Summary. The paper introduces ODE-M for Continual Model Merging (CMM). Motivated by mode connectivity, it assumes desirable merged models lie on low-loss connecting paths in parameter space. The method constructs a transition by integrating a time-dependent velocity field v(t, θ) while enforcing barrier constraints that reject loss-increasing steps at each integration step. This is claimed to provide explicit controllability over capacity allocation, reduce forgetting relative to fixed algebraic merging rules, and achieve state-of-the-art performance on mainstream CMM benchmarks.

Significance. If the central construction and empirical claims hold, the work supplies a dynamical-systems framing for CMM that moves beyond static linear combinations, potentially enabling more consistent performance allocation across heterogeneous tasks. The explicit use of an ODE trajectory with local barrier enforcement is a concrete technical contribution that could be extended to other continual-learning settings.

major comments (2)
  1. [Method section (velocity field and barrier term)] The barrier constraint is described as a local, per-step rejection of loss-increasing moves during integration of the time-dependent velocity field. No global certificate (e.g., Lyapunov function, a-posteriori loss audit along the full trajectory, or invariance argument) is supplied showing that the final parameter vector after T sequential merges remains on a connecting path whose loss is no higher than the individual task minima. This local-to-global extrapolation is load-bearing for the claim that ODE-M “prevents loss-increasing steps” and thereby reduces forgetting.
  2. [Experiments / Abstract] The abstract asserts SOTA results across mainstream CMM benchmarks, yet the manuscript supplies no quantitative tables, error bars, dataset sizes, task sequences, or implementation details for the velocity field and constraint enforcement. Without these, the performance claim cannot be verified and the comparison to prior algebraic merging methods remains ungrounded.
minor comments (2)
  1. [§3] Clarify the precise functional form of the time-dependent velocity field v(t, θ) and the exact mathematical statement of the barrier constraint (e.g., whether it is a hard rejection or a soft penalty term).
  2. [Implementation details] Add a short discussion of how the integration step size and discretization scheme affect the fidelity of the path-following argument.

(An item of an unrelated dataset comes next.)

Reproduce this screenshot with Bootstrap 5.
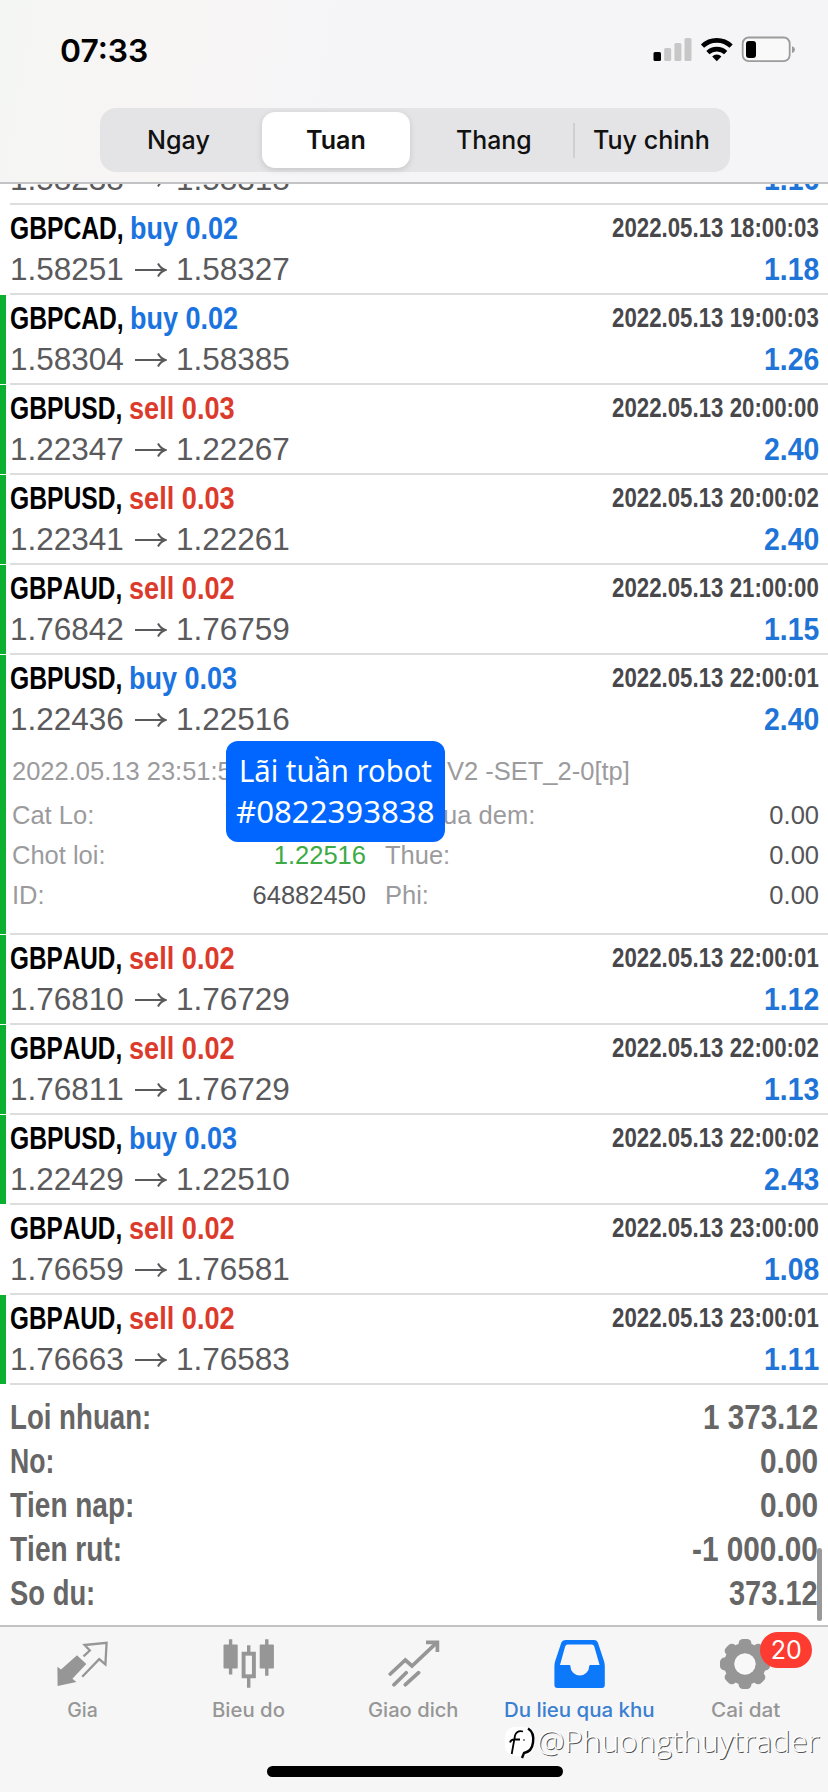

Simulated Author's Rebuttal

2 responses · 0 unresolved

We are grateful to the referee for the constructive feedback on our manuscript. We address the major comments point by point below, clarifying our approach and committing to revisions where appropriate to enhance the clarity and rigor of the work.

read point-by-point responses
  1. Referee: [Method section (velocity field and barrier term)] The barrier constraint is described as a local, per-step rejection of loss-increasing moves during integration of the time-dependent velocity field. No global certificate (e.g., Lyapunov function, a-posteriori loss audit along the full trajectory, or invariance argument) is supplied showing that the final parameter vector after T sequential merges remains on a connecting path whose loss is no higher than the individual task minima. This local-to-global extrapolation is load-bearing for the claim that ODE-M “prevents loss-increasing steps” and thereby reduces forgetting.

    Authors: We thank the referee for highlighting this important aspect of our theoretical grounding. The barrier constraint is indeed enforced locally at each integration step to reject loss-increasing moves, which is intended to keep the trajectory on low-loss paths incrementally. We acknowledge that a formal global certificate, such as a Lyapunov function or invariance argument, is not provided in the current manuscript. To address the concern, we will add an a-posteriori loss audit along sampled trajectories in the revised version to empirically demonstrate that the final parameter vectors do not incur higher loss than the individual task minima. We will also expand the discussion to clarify the rationale behind local enforcement and its relation to the ODE perspective. revision: yes

  2. Referee: [Experiments / Abstract] The abstract asserts SOTA results across mainstream CMM benchmarks, yet the manuscript supplies no quantitative tables, error bars, dataset sizes, task sequences, or implementation details for the velocity field and constraint enforcement. Without these, the performance claim cannot be verified and the comparison to prior algebraic merging methods remains ungrounded.

    Authors: We agree with the referee that the experimental validation requires more explicit presentation to support the SOTA claims. The current manuscript's experiments section will be augmented in the revision with detailed quantitative tables, including performance metrics with error bars from multiple runs, specifications of dataset sizes, task sequences used in the continual merging benchmarks, and implementation details regarding the time-dependent velocity field and the barrier constraint enforcement mechanism. This will ground the comparisons to prior algebraic merging methods and allow for independent verification. revision: yes

Circularity Check

0 steps flagged

No significant circularity; derivation introduces independent ODE construction

full rationale

The paper motivates its proposal by citing the established mode-connectivity literature and stating an assumption that desirable merged models lie on low-loss paths. It then defines ODE-M as a distinct technical construction that integrates a time-dependent velocity field subject to local barrier constraints. No quoted equation or step reduces the claimed path-tracing behavior to the input assumption by definition, renames a fitted quantity as a prediction, or relies on a self-citation chain for uniqueness. The central derivation therefore remains self-contained and does not collapse to its motivating premise.

Axiom & Free-Parameter Ledger

0 free parameters · 1 axioms · 0 invented entities

The central proposal rests on the domain assumption of low-loss connecting paths from mode connectivity; no free parameters or invented entities are explicitly introduced in the abstract.

axioms (1)
  • domain assumption Desirable merged models lie on low loss connecting paths and continual merging should follow such paths without crossing loss barriers that induce forgetting
    Invoked in the motivation paragraph immediately before proposing ODE-M; grounded in mode connectivity literature.